### Information supplied
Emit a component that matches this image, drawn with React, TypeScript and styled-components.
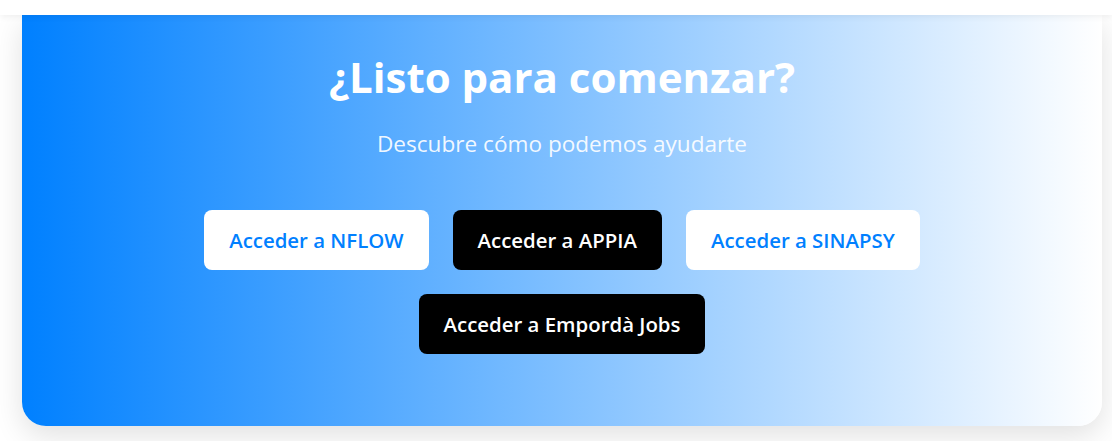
==
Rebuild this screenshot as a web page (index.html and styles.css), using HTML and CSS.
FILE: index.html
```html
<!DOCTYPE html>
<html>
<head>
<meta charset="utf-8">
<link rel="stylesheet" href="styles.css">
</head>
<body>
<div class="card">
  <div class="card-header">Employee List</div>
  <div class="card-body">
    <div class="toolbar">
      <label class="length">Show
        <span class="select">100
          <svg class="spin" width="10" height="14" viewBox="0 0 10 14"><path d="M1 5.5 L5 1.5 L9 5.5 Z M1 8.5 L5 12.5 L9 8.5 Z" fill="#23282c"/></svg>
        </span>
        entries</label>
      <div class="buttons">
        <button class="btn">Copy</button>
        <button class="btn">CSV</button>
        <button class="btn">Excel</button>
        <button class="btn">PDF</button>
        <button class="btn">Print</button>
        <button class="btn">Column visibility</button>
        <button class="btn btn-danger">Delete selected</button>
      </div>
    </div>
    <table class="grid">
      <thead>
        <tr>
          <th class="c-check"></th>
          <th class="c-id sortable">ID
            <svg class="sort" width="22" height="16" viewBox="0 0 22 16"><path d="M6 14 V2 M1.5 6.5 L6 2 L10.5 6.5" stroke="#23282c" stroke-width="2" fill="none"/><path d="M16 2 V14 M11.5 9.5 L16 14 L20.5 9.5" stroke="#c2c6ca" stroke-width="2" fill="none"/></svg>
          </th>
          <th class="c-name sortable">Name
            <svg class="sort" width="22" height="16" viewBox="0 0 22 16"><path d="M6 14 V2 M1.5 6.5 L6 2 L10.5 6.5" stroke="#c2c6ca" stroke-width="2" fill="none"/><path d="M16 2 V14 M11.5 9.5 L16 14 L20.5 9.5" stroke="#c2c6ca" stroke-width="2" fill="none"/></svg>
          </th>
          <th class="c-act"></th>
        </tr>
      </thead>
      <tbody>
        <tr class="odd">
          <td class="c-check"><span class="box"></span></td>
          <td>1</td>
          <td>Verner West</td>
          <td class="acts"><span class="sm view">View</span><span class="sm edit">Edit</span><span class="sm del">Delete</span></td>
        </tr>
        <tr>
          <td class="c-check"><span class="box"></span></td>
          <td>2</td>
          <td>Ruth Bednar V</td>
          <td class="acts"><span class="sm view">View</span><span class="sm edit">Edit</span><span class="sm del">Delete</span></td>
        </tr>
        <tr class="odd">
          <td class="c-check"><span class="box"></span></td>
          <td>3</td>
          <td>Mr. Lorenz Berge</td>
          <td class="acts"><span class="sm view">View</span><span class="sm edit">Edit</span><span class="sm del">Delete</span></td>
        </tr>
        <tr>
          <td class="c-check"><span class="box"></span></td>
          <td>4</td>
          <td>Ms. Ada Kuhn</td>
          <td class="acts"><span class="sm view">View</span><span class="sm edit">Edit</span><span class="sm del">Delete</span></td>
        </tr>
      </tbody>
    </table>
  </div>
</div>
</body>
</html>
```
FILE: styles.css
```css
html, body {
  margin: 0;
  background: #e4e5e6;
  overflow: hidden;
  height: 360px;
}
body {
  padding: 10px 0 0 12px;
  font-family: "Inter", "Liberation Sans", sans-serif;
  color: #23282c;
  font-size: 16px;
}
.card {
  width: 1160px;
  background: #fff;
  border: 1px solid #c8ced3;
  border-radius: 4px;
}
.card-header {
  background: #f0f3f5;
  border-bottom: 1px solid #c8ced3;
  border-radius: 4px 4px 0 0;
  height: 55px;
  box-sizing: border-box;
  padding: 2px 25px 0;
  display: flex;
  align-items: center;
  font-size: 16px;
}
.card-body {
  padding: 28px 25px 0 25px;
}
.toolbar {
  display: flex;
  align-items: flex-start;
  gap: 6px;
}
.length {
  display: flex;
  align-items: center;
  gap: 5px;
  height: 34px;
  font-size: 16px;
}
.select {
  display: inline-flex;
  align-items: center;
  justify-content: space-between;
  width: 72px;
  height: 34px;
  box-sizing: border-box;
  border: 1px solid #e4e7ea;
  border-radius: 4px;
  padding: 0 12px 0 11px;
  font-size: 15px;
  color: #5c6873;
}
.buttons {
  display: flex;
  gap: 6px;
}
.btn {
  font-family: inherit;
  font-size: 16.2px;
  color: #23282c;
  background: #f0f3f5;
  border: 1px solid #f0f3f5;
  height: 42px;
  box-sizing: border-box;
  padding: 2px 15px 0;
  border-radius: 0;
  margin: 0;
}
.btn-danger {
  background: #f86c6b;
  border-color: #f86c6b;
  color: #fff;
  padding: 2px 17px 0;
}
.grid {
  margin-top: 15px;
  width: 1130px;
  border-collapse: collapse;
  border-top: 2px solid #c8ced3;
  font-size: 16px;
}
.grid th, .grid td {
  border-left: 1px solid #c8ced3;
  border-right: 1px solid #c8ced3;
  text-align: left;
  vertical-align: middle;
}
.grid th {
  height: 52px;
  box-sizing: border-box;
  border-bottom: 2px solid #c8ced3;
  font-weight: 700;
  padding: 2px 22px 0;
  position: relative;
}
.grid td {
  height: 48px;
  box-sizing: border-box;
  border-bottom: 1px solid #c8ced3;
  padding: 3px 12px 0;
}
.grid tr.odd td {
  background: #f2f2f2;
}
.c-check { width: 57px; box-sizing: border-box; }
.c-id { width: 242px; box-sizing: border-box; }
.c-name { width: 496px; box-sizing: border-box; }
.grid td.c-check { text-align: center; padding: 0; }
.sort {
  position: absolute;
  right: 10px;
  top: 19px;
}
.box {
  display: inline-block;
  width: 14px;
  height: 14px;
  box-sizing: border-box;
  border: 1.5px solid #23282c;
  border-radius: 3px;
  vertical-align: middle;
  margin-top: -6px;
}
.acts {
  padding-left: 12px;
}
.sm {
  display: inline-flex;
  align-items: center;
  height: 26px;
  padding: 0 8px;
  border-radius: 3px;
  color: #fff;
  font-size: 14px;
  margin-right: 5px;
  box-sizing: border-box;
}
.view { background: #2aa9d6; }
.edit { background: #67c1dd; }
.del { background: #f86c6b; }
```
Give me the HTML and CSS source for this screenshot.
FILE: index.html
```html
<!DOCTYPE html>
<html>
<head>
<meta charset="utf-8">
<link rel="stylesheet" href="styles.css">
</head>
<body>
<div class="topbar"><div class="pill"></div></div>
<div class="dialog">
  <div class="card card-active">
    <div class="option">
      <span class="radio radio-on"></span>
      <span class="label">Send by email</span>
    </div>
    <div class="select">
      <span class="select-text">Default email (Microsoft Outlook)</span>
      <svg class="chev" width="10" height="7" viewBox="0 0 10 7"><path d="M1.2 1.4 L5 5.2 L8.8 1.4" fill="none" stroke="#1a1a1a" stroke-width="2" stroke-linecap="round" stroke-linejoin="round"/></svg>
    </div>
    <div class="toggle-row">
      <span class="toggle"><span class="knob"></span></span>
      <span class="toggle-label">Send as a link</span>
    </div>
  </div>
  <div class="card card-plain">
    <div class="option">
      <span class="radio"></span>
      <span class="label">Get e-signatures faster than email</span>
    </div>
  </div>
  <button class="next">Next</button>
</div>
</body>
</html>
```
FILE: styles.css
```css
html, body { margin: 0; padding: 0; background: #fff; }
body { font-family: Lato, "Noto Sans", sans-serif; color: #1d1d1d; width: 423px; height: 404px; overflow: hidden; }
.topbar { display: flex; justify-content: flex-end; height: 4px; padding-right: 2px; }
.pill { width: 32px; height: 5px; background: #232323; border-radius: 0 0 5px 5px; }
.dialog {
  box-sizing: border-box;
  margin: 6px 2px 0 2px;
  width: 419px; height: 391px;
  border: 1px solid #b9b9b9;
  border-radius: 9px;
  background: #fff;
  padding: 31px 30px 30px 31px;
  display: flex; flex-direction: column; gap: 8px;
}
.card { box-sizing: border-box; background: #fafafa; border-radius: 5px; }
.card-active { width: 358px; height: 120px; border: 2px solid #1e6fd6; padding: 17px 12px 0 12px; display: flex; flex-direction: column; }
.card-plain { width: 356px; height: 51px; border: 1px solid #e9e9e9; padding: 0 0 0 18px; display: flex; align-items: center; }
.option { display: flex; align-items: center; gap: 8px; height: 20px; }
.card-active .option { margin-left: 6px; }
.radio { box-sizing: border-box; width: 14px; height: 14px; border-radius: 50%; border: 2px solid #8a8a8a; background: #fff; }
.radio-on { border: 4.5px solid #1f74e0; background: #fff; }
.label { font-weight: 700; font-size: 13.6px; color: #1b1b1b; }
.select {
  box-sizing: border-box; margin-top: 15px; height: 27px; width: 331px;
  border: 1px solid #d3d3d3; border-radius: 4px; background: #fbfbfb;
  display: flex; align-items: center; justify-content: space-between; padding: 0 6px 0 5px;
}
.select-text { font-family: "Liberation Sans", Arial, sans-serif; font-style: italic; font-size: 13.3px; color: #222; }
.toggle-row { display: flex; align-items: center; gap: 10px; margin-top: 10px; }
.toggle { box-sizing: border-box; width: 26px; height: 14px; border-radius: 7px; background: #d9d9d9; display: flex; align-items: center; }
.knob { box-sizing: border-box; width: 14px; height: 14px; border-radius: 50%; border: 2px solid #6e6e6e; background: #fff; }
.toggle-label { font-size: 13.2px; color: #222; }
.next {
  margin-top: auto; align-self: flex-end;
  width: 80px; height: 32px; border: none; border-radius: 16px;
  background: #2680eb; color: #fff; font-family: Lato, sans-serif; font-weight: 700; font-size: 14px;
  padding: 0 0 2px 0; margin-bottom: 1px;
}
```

### Task requirements
Copy out every line from the records that has the word "screenshot".

### Final result
Rebuild this screenshot as a web page (index.html and styles.css), using HTML and CSS.
Give me the HTML and CSS source for this screenshot.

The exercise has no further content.